Tuesday, August 7, 2007

Thomas Tamm, Libby: Equal Treatment?

A day after the FISA bill passes...

Excerpt from: http://www.msnbc.msn.com/id/20121795/site/newsweek/


Aug. 13, 2007 issue - The controversy over President Bush's warrantless surveillance program took another surprise turn last week when a team of FBI agents, armed with a classified search warrant, raided the suburban Washington home of a former Justice Department lawyer. The lawyer, Thomas M. Tamm, previously worked in Justice's Office of Intelligence Policy and Review (OIPR)—the supersecret unit that oversees surveillance of terrorist and espionage targets.

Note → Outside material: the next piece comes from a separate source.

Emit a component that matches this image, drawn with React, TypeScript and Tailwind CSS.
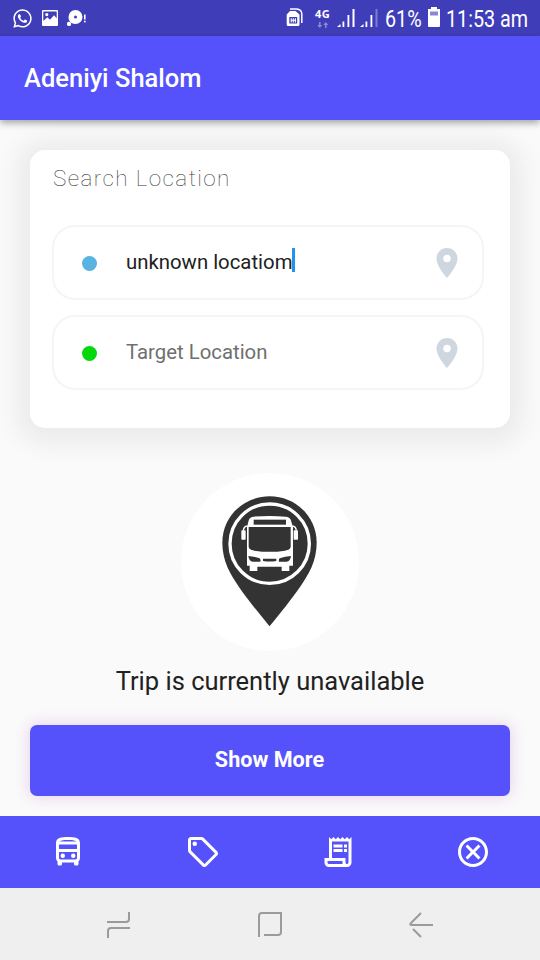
import type { ReactNode } from "react";
import { FaWhatsapp } from "react-icons/fa";
import {
  MdLocationOn,
  MdOutlineCancel,
  MdOutlineDirectionsBus,
  MdOutlineLocalOffer,
  MdOutlineReceiptLong,
} from "react-icons/md";

function Signal({ last }: { last: string }) {
  return (
    <svg viewBox="0 0 18 18" className="h-[18px] w-[18px]" fill="#fff">
      <path d="M0 18 L3.5 15 V18Z" />
      <rect x="5.5" y="12.5" width="1.8" height="5.5" />
      <rect x="10.5" y="6" width="1.8" height="12" />
      <rect x="15.5" y="0" width="2" height="18" fill={last} />
    </svg>
  );
}

function StatusBar() {
  return (
    <div className="flex h-9 shrink-0 items-center bg-[#403db9] text-white">
      <FaWhatsapp className="ml-3 size-[21px] shrink-0" />
      <svg viewBox="0 0 16 16" className="ml-[9px] size-4 shrink-0">
        <path
          fill="#fff"
          fillRule="evenodd"
          d="M1 0H15Q16 0 16 1V15Q16 16 15 16H1Q0 16 0 15V1Q0 0 1 0ZM1.3 1.6V11L5.3 7.3L8 9.8L12 5.3L14.7 8.3V1.6ZM4.8 3A1.6 1.6 0 1 1 4.8 6.2A1.6 1.6 0 0 1 4.8 3Z"
        />
      </svg>
      <svg viewBox="0 0 20 18" className="ml-[9px] h-[18px] w-5 shrink-0">
        <path
          fill="#fff"
          fillRule="evenodd"
          d="M8.5 1A7 7 0 0 1 8.5 15Q6.5 15 4.5 14Q1.5 12 1.5 8A7 7 0 0 1 8.5 1ZM8.5 6.6A1.5 1.5 0 1 0 8.5 9.6A1.5 1.5 0 1 0 8.5 6.6Z"
        />
        <circle cx="2" cy="14.9" r="2.2" fill="#fff" />
        <rect x="17" y="5.5" width="1.6" height="5" fill="#fff" />
        <rect x="17" y="11.7" width="1.6" height="1.7" fill="#fff" />
      </svg>

      <svg viewBox="0 0 18 18" className="mb-0.5 ml-[199px] size-[18px] shrink-0">
        <path d="M4 1H10.5Q15.8 1.5 15.8 6V15" fill="none" stroke="#fff" strokeWidth="1.5" />
        <path
          fill="#fff"
          fillRule="evenodd"
          d="M4 3H9.5L13.5 6.5V16.5Q13.5 18 12 18H2Q.7 18 .7 16.5V6.5ZM3.3 9V15.500H11.2V9Z"
        />
        <path d="M5.2 10.2V14.4M7.3 10.2V14.4M9.4 10.2V14.4M5.2 12.2H9.4" stroke="#fff" strokeWidth="1.1" />
      </svg>
      <div className="ml-[10px] flex w-[17px] flex-col items-center">
        <span className="font-['Noto_Sans',sans-serif] text-[11px] leading-[11px] font-bold tracking-[0.4px]">4G</span>
        <svg viewBox="0 0 12 6" className="mt-[3px] h-1.5 w-3" fill="#8a88d6">
          <path d="M2 0H3.6V3H5.4L2.8 6L.2 3H2ZM8 6H9.6V3H11.4L8.8 0L6.2 3H8Z" />
        </svg>
      </div>
      <div className="ml-1.5 flex shrink-0 gap-[5px]">
        <Signal last="#fff" />
        <Signal last="#7d7bd2" />
      </div>
      <div className="ml-[7px] w-9 shrink-0 pt-0.5">
        <span className="inline-block origin-left scale-x-[0.84] text-[23.5px] leading-9 whitespace-nowrap">61%</span>
      </div>
      <svg viewBox="0 0 12 20" className="mb-0.5 ml-[7px] h-5 w-3 shrink-0">
        <path fill="#fff" d="M3 0H9V2H12V19Q12 20 11 20H1Q0 20 0 19V2H3Z" />
        <rect x="2" y="4.5" width="8" height="4" fill="#8a88d6" />
      </svg>
      <div className="ml-1.5 w-[84px] shrink-0 pt-0.5">
        <span className="inline-block origin-left scale-x-[0.84] text-[23.5px] leading-9 whitespace-nowrap">11:53 am</span>
      </div>
    </div>
  );
}

function LocationField({ dot, children }: { dot: string; children: ReactNode }) {
  return (
    <div className="flex h-[75px] items-center rounded-[23px] border-2 border-[#f5f5f5] pr-[17px] pl-7 text-[20.35px]">
      <span className={`mt-px size-[15px] rounded-full ${dot}`} />
      <div className="ml-[29px] flex flex-1 items-center">{children}</div>
      <MdLocationOn className="size-9 text-[#ced6e0]" />
    </div>
  );
}

function BusPin() {
  return (
    <div className="size-[178px] rounded-full bg-white">
      <svg viewBox="33 24 534 534" className="size-full">
        <path
          fill="#333"
          d="M298.500 94C377 94 440 155 440 233C440 290 414 330 392 363C367 400 332 443 298.500 484C265 443 230 400 205 363C183 330 157 290 157 233C157 155 220 94 298.500 94Z"
        />
        <circle cx="299" cy="236" r="119" fill="none" stroke="#fff" strokeWidth="10" />
        <path
          fill="#fff"
          d="M250 155Q299 151 348 155Q362 157 364 170L369 186V302H358V318H335V305H262V318H239V302H231V186L235 170Q237 157 250 155Z"
        />
        <rect x="251" y="164" width="97" height="15" fill="#333" />
        <path fill="#333" d="M236 186H362V246Q360 254 345 257Q299 264 253 257Q238 254 236 246Z" />
        <path
          fill="#333"
          d="M235 273Q252 274 269 280Q273 284 271 290H248Q237 289 235 273ZM363 273Q346 274 329 280Q325 284 327 290H350Q361 289 363 273ZM279 281H319V288Q299 291 279 288Z"
        />
        <path fill="none" stroke="#fff" strokeWidth="4" d="M232 183Q221 184 220 197M367 183Q378 184 379 197" />
        <rect x="214" y="196" width="13" height="28" rx="2" fill="#fff" />
        <rect x="371" y="196" width="13" height="28" rx="2" fill="#fff" />
      </svg>
    </div>
  );
}

function TabBar() {
  return (
    <nav className="grid h-[72px] shrink-0 grid-cols-4 place-items-center bg-[#5552fc] text-white">
      <MdOutlineDirectionsBus className="size-9" />
      <MdOutlineLocalOffer className="size-9" />
      <MdOutlineReceiptLong className="size-9" />
      <MdOutlineCancel className="size-9" />
    </nav>
  );
}

function SystemBar() {
  return (
    <div className="flex h-[72px] shrink-0 items-center justify-between bg-[#efefef] px-[106px] pt-0.5">
      <svg viewBox="0 0 26 28" className="h-7 w-[26px]" fill="none" stroke="#9b9b9b" strokeWidth="2">
        <path d="M1 11H20Q23 11 23 8V1M24 17H5Q2 17 2 20V27" />
      </svg>
      <svg viewBox="0 0 26 28" className="h-7 w-[26px]" fill="none" stroke="#9b9b9b" strokeWidth="2">
        <path d="M2 26V5Q2 2 5 2H25M24 2V21Q24 24 21 24H7" />
      </svg>
      <svg viewBox="0 0 26 28" className="h-7 w-[26px]" fill="none" stroke="#9b9b9b" strokeWidth="2">
        <path d="M25 14H4Q1 14 3 12L13 2M5 18L13 26" />
      </svg>
    </div>
  );
}

export default function App() {
  return (
    <div className="flex h-[960px] w-[540px] flex-col overflow-hidden bg-[#fafafa] font-[Roboto,sans-serif] text-[#212121]">
      <StatusBar />
      <header className="relative flex h-[84px] shrink-0 items-center bg-[#5552fc] px-6 text-[25.5px] font-medium text-white shadow-[0_3px_7px_rgba(0,0,0,0.35)]">
        Adeniyi Shalom
      </header>
      <main className="flex flex-1 flex-col items-center px-[30px] pt-[30px]">
        <section className="h-[277.5px] w-full rounded-[15px] bg-white pr-[26px] pl-[22px] shadow-[0_3px_24px_14px_rgba(0,0,0,0.06)]">
          <h2 className="h-[75px] pt-[11px] pl-px text-[22.5px] leading-[34px] font-thin tracking-[1.4px] text-[#333]">
            Search Location
          </h2>
          <LocationField dot="bg-[#58b3e0]">
            <span>unknown locatiom</span>
            <span className="-mt-1 h-6 w-[3px] bg-[#2491ea]" />
          </LocationField>
          <div className="h-[15px]" />
          <LocationField dot="bg-[#04d80b]">
            <span className="text-[#6f6f6f]">Target Location</span>
          </LocationField>
        </section>
        <div className="mt-[45.5px]">
          <BusPin />
        </div>
        <p className="mt-[11px] text-[25.5px] leading-[38px]">Trip is currently unavailable</p>
        <button className="mt-[25px] h-[70.5px] w-full rounded-[7px] bg-[#5552fc] pr-px text-[21.6px] font-bold text-white shadow-[0_0_14px_2px_rgba(156,39,176,0.17)]">
          Show More
        </button>
      </main>
      <TabBar />
      <SystemBar />
    </div>
  );
}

The agents seized Tamm's desktop computer, two of his children's laptops and a cache of personal files. Tamm and his lawyer, Paul Kemp, declined any comment. So did the FBI. But two legal sources who asked not to be identified talking about an ongoing case told NEWSWEEK the raid was related to a Justice criminal probe into who leaked details of the warrantless eavesdropping program to the news media. The raid appears to be the first significant development in the probe since The New York Times reported in December 2005 that Bush had authorized the National Security Agency to eavesdrop on the international phone calls and e-mails of U.S. residents without court warrants. (At the time, Attorney General Alberto Gonzales said of the leak: "This is really hurting national security; this has really hurt our country.")


Gee, I wonder if he'll get the same treatment Libby did.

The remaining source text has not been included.